IF someone had been visiting Malaysia for the first time in the last two or three weeks, we wouldn’t blame them for thinking Malaysia is the kidnap capital of the world.
The social media rumour mill was extra hyper with stories about kidnappings in many states beginning, as far as we can see, with a tale of a primary school student narrowly escaping being kidnapped, complete with a picture of the white panel van allegedly involved.
It was a hoax.
To be exact, it was a story started by a scared girl who was worried by social media stories about kids being kidnapped for organ harvesting and wanted the police to take action.
It turns out the girl unwittingly became part of an experiment in how Malaysians respond to fake news.
And results are really bad, because how we responded was by circulating even more fake news about attempted kidnappings.
There was the story about two students narrowly escaping a kidnap attempt in Gua Musang, Kelantan; another of someone in a heavily tinted vehicle trying to make off with children in Termeloh, Pahang; then there was the video showing a student escaping kidnappers in Pasir Gudang, Johor; and reports of three students from two different families almost being taken from in front of their primary school in Gombak, Selangor.
All of them bogus. Each one debunked by the police.
The “news” and videos about organ harvesting that frightened that girl in Ipoh is, according to Bukit Aman corporate communications head Asst Comm A. Skandaguru, from 2017 and were probably being reshared in light of the surge in supposed kidnap incidents.
And it’s not just Malaysia that went slightly mad in these last few weeks: the whole world was taken up with stories of an attempted military coup in China that had President Xi Jinping under house arrest – complete with video footage of columns of military vehicles, some 80km long, heading to Beijing going viral on social media.
Turns out it was cooked up by an anti-China group.
The one-minute video clip on Instagram and Facebook of a suicide bombing that purportedly happened in France? Took place in Syria, some 4,000km away – and it wasn’t a terrorist suicide bombing but a family dispute.
Fake news isn’t anything new, such stories have been around almost as long as messaging apps and social media have.
So why haven’t Malaysians – and the whole world, really – still not learned not to react and to verify before hitting forward?
People were repeatedly forwarding these messages without thinking, without even doing a simple Google check.
In some cases, the “news” had been circulated repeatedly for years but continued to make the rounds, taking everyone by hook, line and sinker.
We simply must become smarter about how we use the Internet and social media. All the technological advances will come to naught if we can’t do something as simple as checking something before forwarding it.
Maybe even call us, the local mainstream media, if you’re not sure.

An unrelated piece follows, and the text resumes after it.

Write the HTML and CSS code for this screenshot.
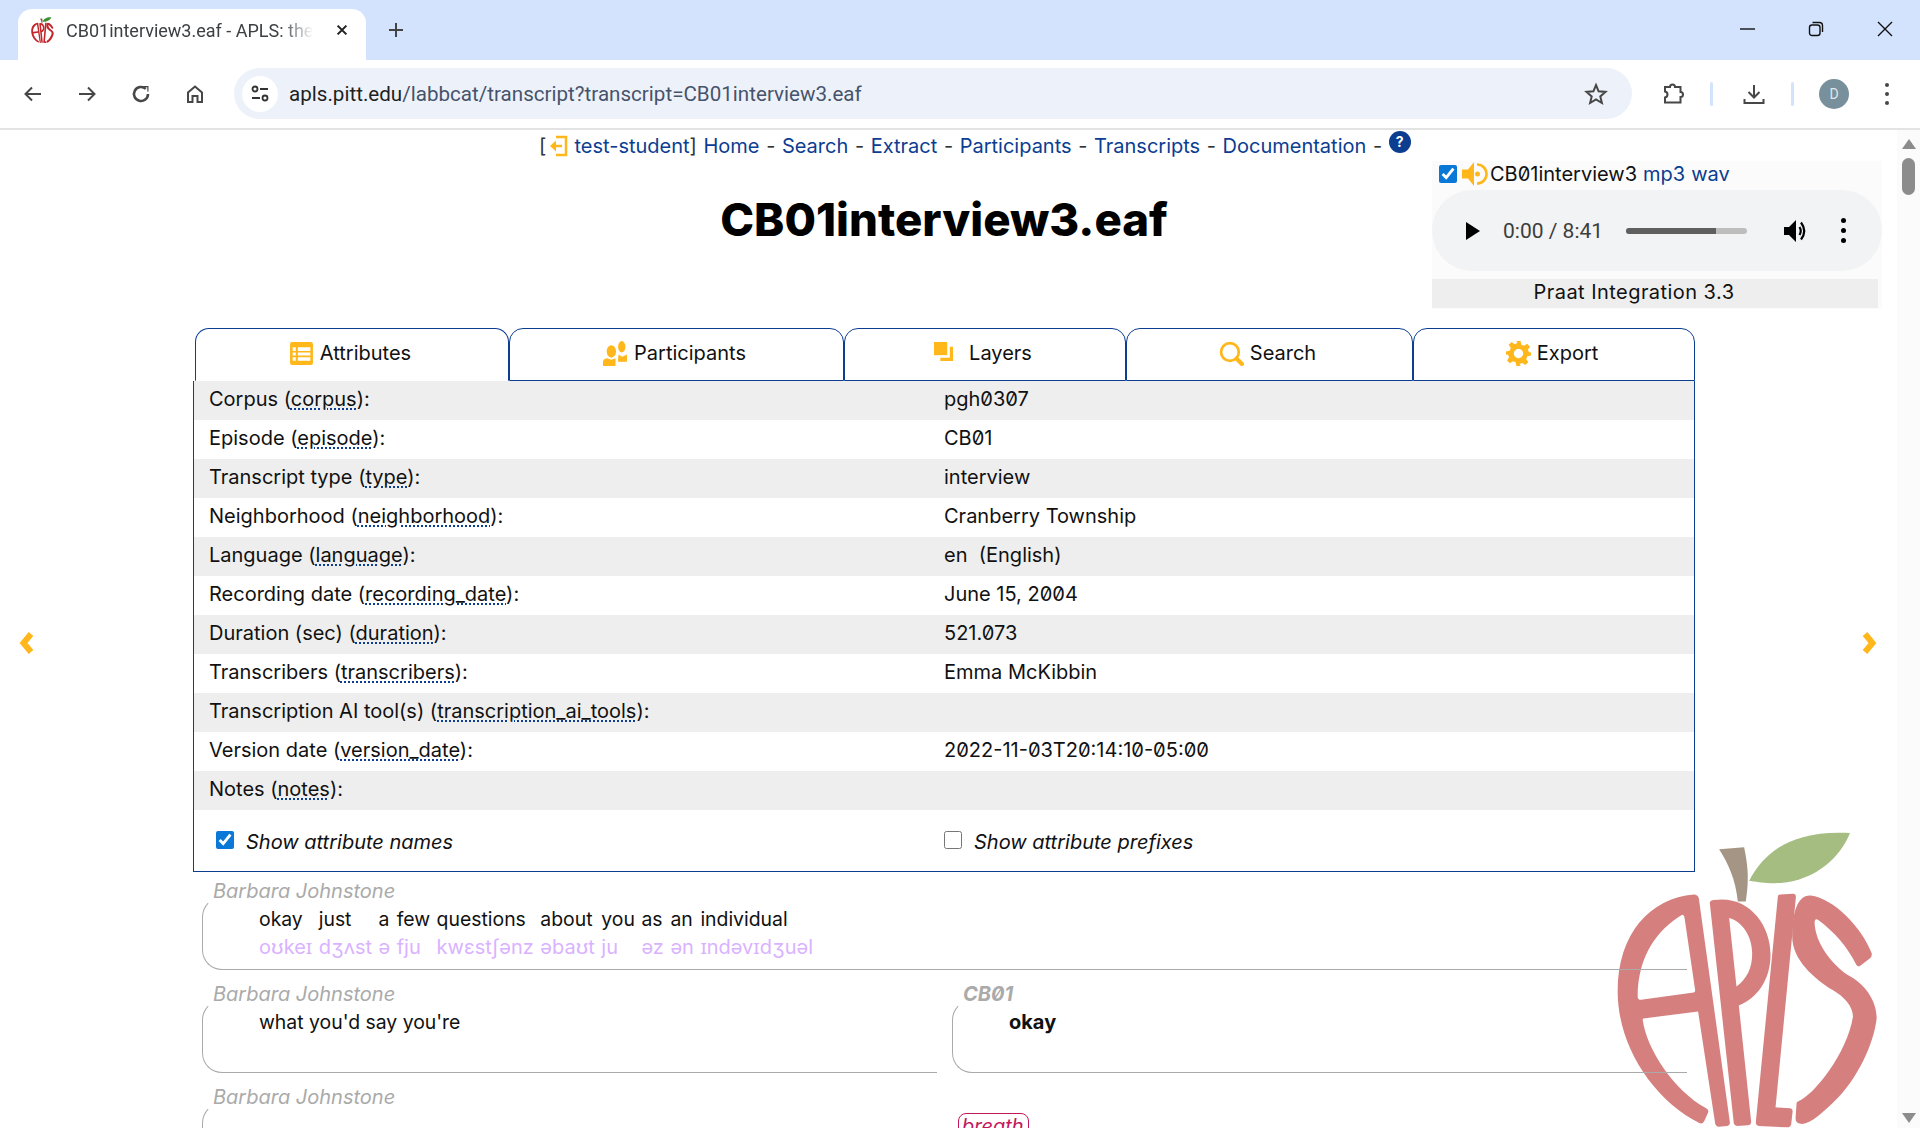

Journalists know how to authenticate news properly and don’t depend on dubious blog sites, unknown Twitter handles or Facebook posts from nowhere.
“Trustworthy journalism is news and information that is accountable, accurate, fair, and produced in line with journalism’s highest ethical standards”, as one journalist points out in a World News Day article (“Journalists must explain our work to our readers”, The Star, Sept 28; online at bit.ly/star_newsday).
Or even, as we said, just do a Google search. Please.
After all, the cops have enough work to do dealing with real crime without having to take time and resources to debunk fake news.